A supply of small plastic or glass containers or vials comes in handy, especially on long collecting trips. Empty pill bottles are good for this purpose. They serve as temporary storage, so that large numbers of specimens can be collected without crowding the killing jars. Soft tissue or cotton placed in these containers cushions delicate specimens and prevents breakage.
After they have died, butterflies, moths, dragonflies, and other large-winged insects are protected best by removing them from the jars and carefully placing each specimen in an individual envelope or in a rectangular piece of paper folded to form a three-cornered envelope (Figure 8). Cut a regular piece of paper approximately twice as long as wide (3 in. X 6 in. is recommended for most butterflies and moths). Fold diagonally as on line (A), approximately 1/2 in. from the upper right to lower left corners. Fold the wings of butterflies and moths above their back to prevent scales from being rubbed off the upper surface of their wings and place inside envelope (B). Fold tabs to close off the open sides of the envelope. The envelope is then locked closed by folding over tabs (C). Write collecting data on the outside of the envelope.

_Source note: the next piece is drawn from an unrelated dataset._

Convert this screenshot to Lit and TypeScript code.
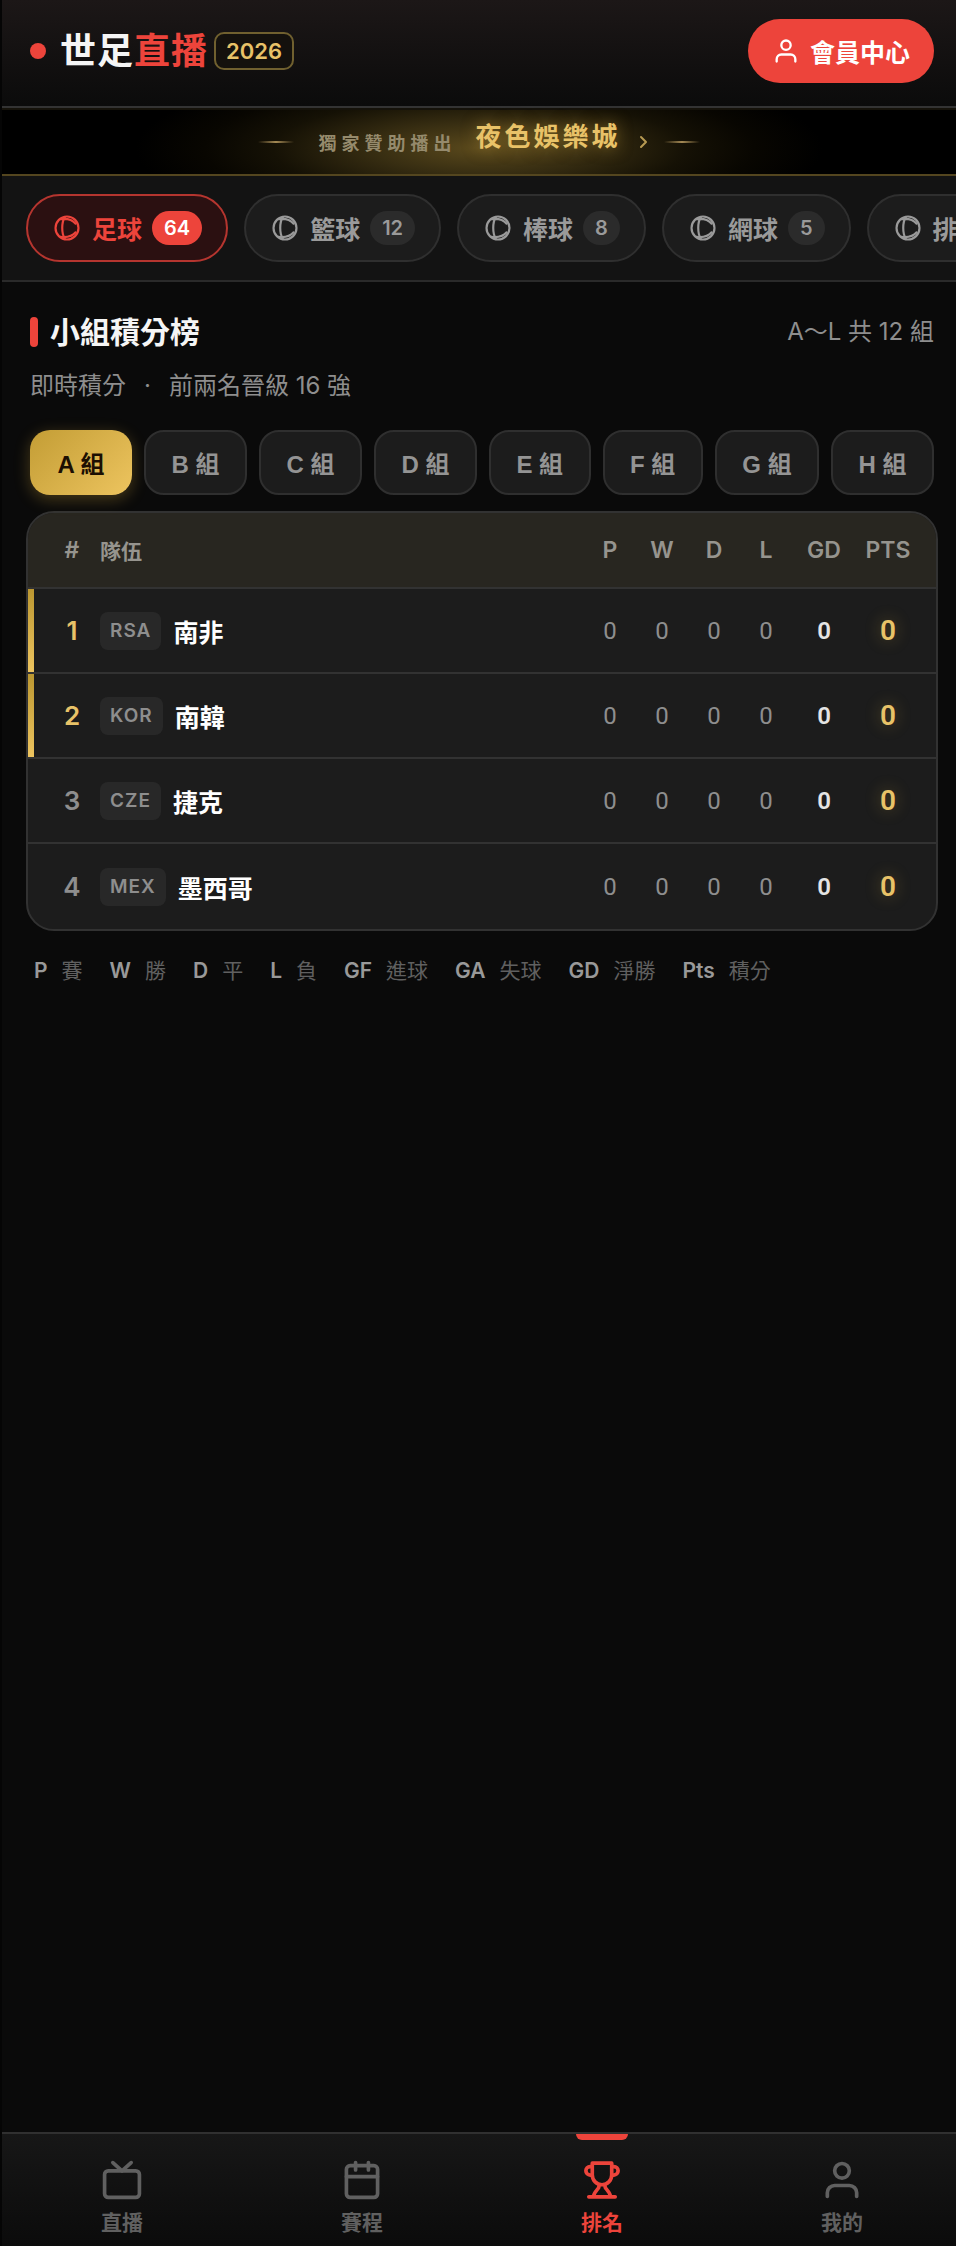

Warm, cloudy, sultry nights in the summer offer the best conditions to collect moths, beetles, and other insects attracted to lights. Many aquatic insects also are attracted to lights near lakes and streams. Visiting porch, street, and landscape lights in the evening can yield many insects that are otherwise difficult to find. You can also use specialized portable lights to attract insects. For example, a gas- or battery-powered camp lantern placed in the middle of a white bed sheet may attract a large number of insects at night. Commercially constructed light traps are available from entomological supply houses, but effective traps also can be made at home (Figure 9). Lights afford good collecting throughout the spring, summer, and fall because various species occur at different times during the season.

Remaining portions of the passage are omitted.